Find each line with the word "styles" and copy it.

— BEGIN Raw data —

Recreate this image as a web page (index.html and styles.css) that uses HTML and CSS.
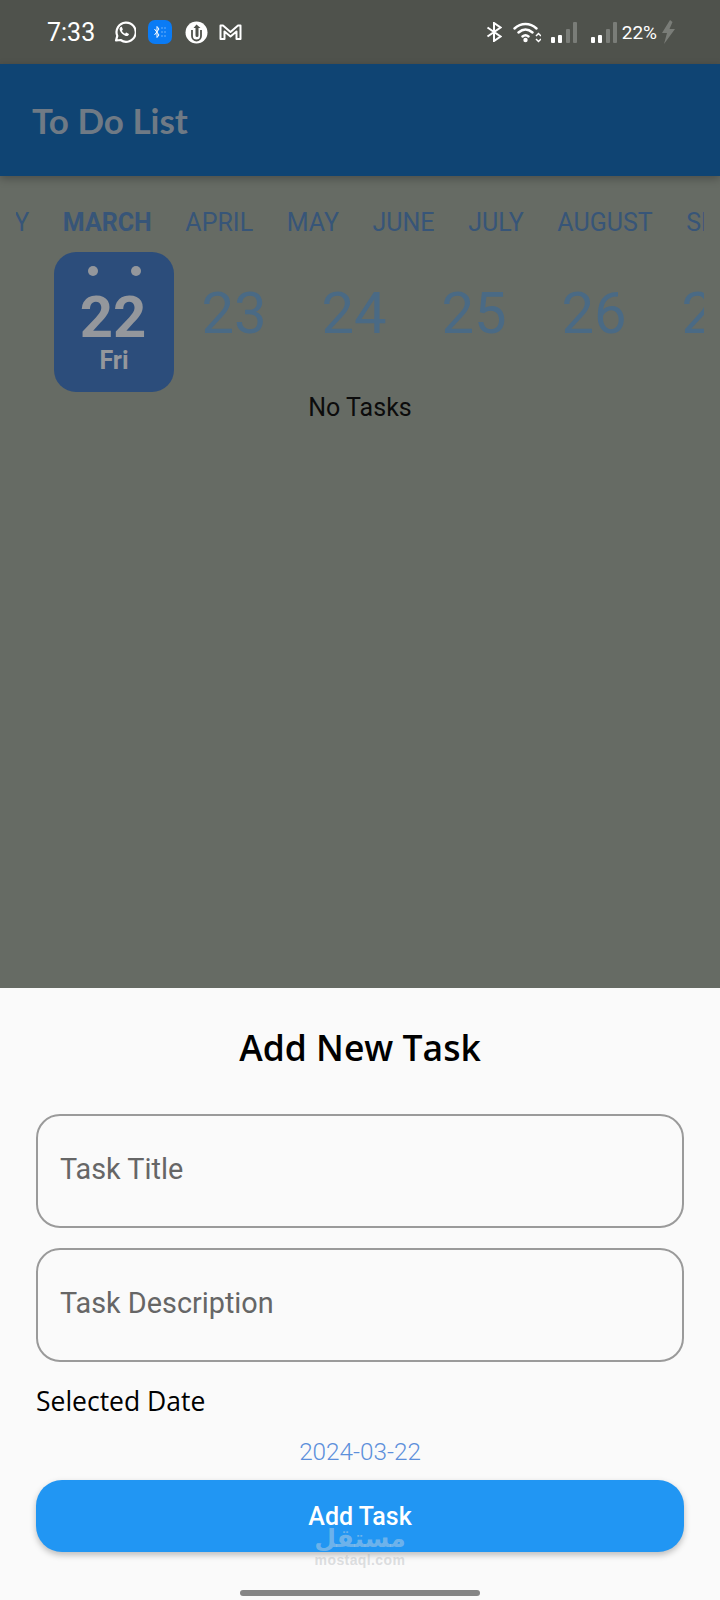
FILE: index.html
```html
<!DOCTYPE html>
<html lang="en">
<head>
  <meta charset="UTF-8" />
  <title>To Do List</title>
  <link rel="stylesheet" href="styles.css">
</head>
<body>
  <div class="status-bar">
    <div class="status-left">
      <span class="clock">7:33</span>
      <svg class="ic-wa" width="24" height="24" viewBox="0 0 24 24"><path d="M4 20.5l1.3-4.6A9.6 9.6 0 1 1 8.6 20z" fill="none" stroke="#fff" stroke-width="2.2" stroke-linejoin="round"/><path d="M8.7 6.9c-1.2.8-1.4 2.2-.8 3.7 1 2.4 3 4.3 5.3 5.2 1.5.5 2.900.2 3.600-1 .3-.5.200-.9-.2-1.100l-2-1c-.4-.2-.7-.100-.9.200l-.6.800c-1.400-.5-2.600-1.700-3.200-3l.7-.7c.200-.3.300-.6.100-.9l-.8-2c-.2-.4-.7-.5-1.200-.200z" fill="#fff"/></svg>
      <span class="bt-tile">
        <svg width="14" height="14" viewBox="0 0 14 14"><path d="M1.500 4l4.500 6-2 2.500V1.500l2 2.500-4.500 6" fill="none" stroke="#fff" stroke-width="1"/><path d="M8.500 3h1M11.500 3h1M8.500 7h1M11.500 7h1M8.500 11h1M11.500 11h1" stroke="#cfe4ff" stroke-width="1"/></svg>
      </span>
      <svg class="ic-up" width="23" height="23" viewBox="0 0 23 23"><circle cx="11.500" cy="11.500" r="11" fill="#fff"/><path d="M11.500 3.500l4 3.500h-2v7.500a1.500 1.500 0 0 1-3 0V7h-2z" fill="#4f524c"/><path d="M7 9v6a4.500 4.500 0 0 0 9 0V9" fill="none" stroke="#4f524c" stroke-width="1.800"/></svg>
      <svg class="ic-m" width="23" height="18" viewBox="0 0 23 18"><path d="M1.500 16V2.500h2.500l7.500 6.500 7.500-6.500h2.500V16h-4V8.500l-6 5-6-5V16z" fill="none" stroke="#fff" stroke-width="2" stroke-linejoin="round"/></svg>
    </div>
    <div class="status-right">
      <svg class="ic-bt" width="16" height="20" viewBox="0 0 16 20"><path d="M1.500 5.500l13 9-6.500 4.500V1l6.500 4.500-13 9" fill="none" stroke="#fff" stroke-width="2"/></svg>
      <svg class="ic-wifi" width="28" height="22" viewBox="0 0 28 22"><path d="M1.500 7.500C8 1.500 17 1.500 23.500 7.500M5.500 11.500c4.500-4 9.500-4 14 0M9.500 15.500c2-1.800 4-1.800 6 0" fill="none" stroke="#fff" stroke-width="2.400" stroke-linecap="round"/><circle cx="12.500" cy="19" r="2.200" fill="#fff"/><path d="M23 15l2.500-2.500 2.500 2.500M23 18l2.500 2.500 2.500-2.500" fill="none" stroke="#fff" stroke-width="1.500"/></svg>
      <svg class="ic-sig" width="26" height="21" viewBox="0 0 26 21"><rect x="0" y="15" width="4" height="6" rx="1" fill="#fff"/><rect x="7" y="13" width="4" height="8" rx="1" fill="#fff"/><rect x="15" y="7" width="4" height="14" rx="1" fill="#7a7d78"/><rect x="22" y="0" width="4" height="21" rx="1" fill="#7a7d78"/></svg>
      <svg class="ic-sig" width="26" height="21" viewBox="0 0 26 21"><rect x="0" y="15" width="4" height="6" rx="1" fill="#fff"/><rect x="7" y="13" width="4" height="8" rx="1" fill="#fff"/><rect x="15" y="7" width="4" height="14" rx="1" fill="#7a7d78"/><rect x="22" y="0" width="4" height="21" rx="1" fill="#7a7d78"/></svg>
      <span class="battery">22%</span>
      <svg class="ic-bolt" width="13" height="24" viewBox="0 0 13 24"><path d="M8 0L0 13h5l-3 11 11-15H7.500l3-7z" fill="#7a7d78"/></svg>
    </div>
  </div>

  <div class="app-bar">To Do List</div>

  <div class="main">
    <div class="months">
      <div class="months-strip">
        <span class="month">MAY</span>
        <span class="month active">MARCH</span>
        <span class="month">APRIL</span>
        <span class="month">MAY</span>
        <span class="month">JUNE</span>
        <span class="month">JULY</span>
        <span class="month">AUGUST</span>
        <span class="month">SEPTEMBER</span>
      </div>
    </div>
    <div class="days">
      <div class="day selected">
        <div class="dots"><i></i><i></i></div>
        <div class="day-num">22</div>
        <div class="day-name">Fri</div>
      </div>
      <div class="day"><div class="day-num">23</div></div>
      <div class="day"><div class="day-num">24</div></div>
      <div class="day"><div class="day-num">25</div></div>
      <div class="day"><div class="day-num">26</div></div>
      <div class="day"><div class="day-num">27</div></div>
    </div>
    <p class="no-tasks">No Tasks</p>
  </div>

  <div class="sheet">
    <h2 class="sheet-title">Add New Task</h2>
    <div class="field">Task Title</div>
    <div class="field">Task Description</div>
    <div class="label">Selected Date</div>
    <div class="date">2024-03-22</div>
    <button class="add-btn">Add Task</button>
    <div class="watermark">
      <span class="wm-ar" dir="rtl" lang="ar">مستقل</span>
      <span class="wm-en">mostaql.com</span>
    </div>
    <div class="home-bar"></div>
  </div>
</body>
</html>
```

FILE: styles.css
```css
* { box-sizing: border-box; }
body {
  margin: 0;
  width: 720px;
  height: 1600px;
  display: flex;
  flex-direction: column;
  overflow: hidden;
  background-color: #666b64;
  font-family: 'Roboto', sans-serif;
}
.status-bar {
  height: 64px;
  flex: none;
  background-color: #4f524c;
  color: #fff;
  display: flex;
  justify-content: space-between;
  align-items: center;
  padding: 0 45px 0 47px;
}
.status-left, .status-right {
  display: flex;
  align-items: center;
}
.status-left { gap: 10px; }
.clock {
  font-size: 25px;
  margin-right: 7px;
}
.ic-wa { margin-right: 2px; }
.ic-up { margin-left: 3px; }
.ic-m { margin-left: 1px; }
.bt-tile {
  width: 24px;
  height: 24px;
  border-radius: 7px;
  background-color: #0a7bf5;
  display: flex;
  align-items: center;
  justify-content: center;
}
.ic-bt { margin-right: 11px; }
.ic-wifi { margin-right: 10px; }
.ic-sig { margin-right: 14px; }
.ic-sig + .ic-sig { margin-right: 5px; }
.battery {
  font-size: 19px;
  margin-right: 5px;
}
.app-bar {
  height: 112px;
  flex: none;
  background-color: #0f4473;
  color: #6f7a85;
  font-family: 'Lato', sans-serif;
  font-weight: 700;
  font-size: 35px;
  display: flex;
  align-items: center;
  padding-left: 32px;
  box-shadow: 0 3px 8px rgba(0, 0, 0, 0.25);
  position: relative;
}
.main {
  flex: 1;
  padding: 0 16px;
}
.months {
  height: 76px;
  padding-top: 16px;
  overflow: hidden;
  display: flex;
  align-items: center;
}
.months-strip {
  display: flex;
  gap: 33.6px;
  margin-left: -39px;
  white-space: nowrap;
}
.month {
  font-size: 25px;
  color: #375578;
}
.month.active { font-weight: 700; }
.days {
  display: flex;
  overflow: hidden;
  padding-left: 38px;
  height: 140px;
}
.day {
  flex: 0 0 120px;
  height: 140px;
  text-align: center;
  color: #4a6a85;
}
.day-num {
  font-size: 58px;
  line-height: 68px;
  margin-top: 27px;
}
.day.selected {
  background-color: #2c4d7b;
  border-radius: 22px;
  color: #94979c;
}
.dots {
  display: flex;
  justify-content: center;
  gap: 33px;
  padding-top: 14px;
}
.dots i {
  width: 10px;
  height: 10px;
  border-radius: 50%;
  background-color: #94979c;
}
.selected .day-num {
  font-weight: 700;
  margin-top: 7px;
  margin-left: -2px;
}
.day-name {
  font-size: 25px;
  font-weight: 700;
  line-height: 28px;
  margin-top: -4px;
}
.no-tasks {
  margin: 1px 0 0;
  text-align: center;
  font-size: 25px;
  line-height: 30px;
  color: #0c0c0c;
}
.sheet {
  height: 612px;
  flex: none;
  background-color: #fafafa;
  padding: 36px 36px 0;
  position: relative;
}
.sheet-title {
  margin: 0 0 44px;
  text-align: center;
  font-family: 'Open Sans', sans-serif;
  font-weight: 600;
  font-size: 35.5px;
  line-height: 46px;
  color: #000;
}
.field {
  height: 114px;
  margin-bottom: 20px;
  border: 2px solid #9a9a9a;
  border-radius: 24px;
  padding: 35px 22px 0;
  font-size: 28.8px;
  line-height: 36px;
  color: #666;
}
.label {
  font-family: 'Open Sans', sans-serif;
  font-size: 26.5px;
  line-height: 34px;
  color: #000;
  padding-top: 2px;
  box-sizing: content-box;
}
.date {
  text-align: center;
  font-size: 24.3px;
  font-weight: 300;
  line-height: 28px;
  color: #5c8fdb;
  margin-top: 20px;
}
.add-btn {
  display: block;
  width: 100%;
  height: 72px;
  margin-top: 14px;
  border: none;
  border-radius: 26px;
  background-color: #2196f3;
  color: #fff;
  font-family: 'Roboto', sans-serif;
  font-size: 25px;
  font-weight: 500;
  box-shadow: 0 3px 6px rgba(0, 0, 0, 0.25);
}
.watermark {
  position: absolute;
  left: 0;
  right: 0;
  top: 538px;
  display: flex;
  flex-direction: column;
  align-items: center;
  color: rgba(205, 215, 225, 0.45);
}
.wm-ar {
  font-family: 'DejaVu Sans', sans-serif;
  font-weight: 700;
  font-size: 25px;
  line-height: 26px;
}
.wm-en {
  font-family: 'Liberation Sans', sans-serif;
  font-weight: 700;
  font-size: 14px;
  line-height: 16px;
  letter-spacing: 0.4px;
  color: rgba(170, 175, 180, 0.4);
}
.home-bar {
  position: absolute;
  left: 240px;
  bottom: 4px;
  width: 240px;
  height: 6px;
  border-radius: 3px;
  background-color: #858585;
}
```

— END Raw data —

#### [Reply]
Recreate this image as a web page (index.html and styles.css) that uses HTML and CSS.
  <link rel="stylesheet" href="styles.css">
FILE: styles.css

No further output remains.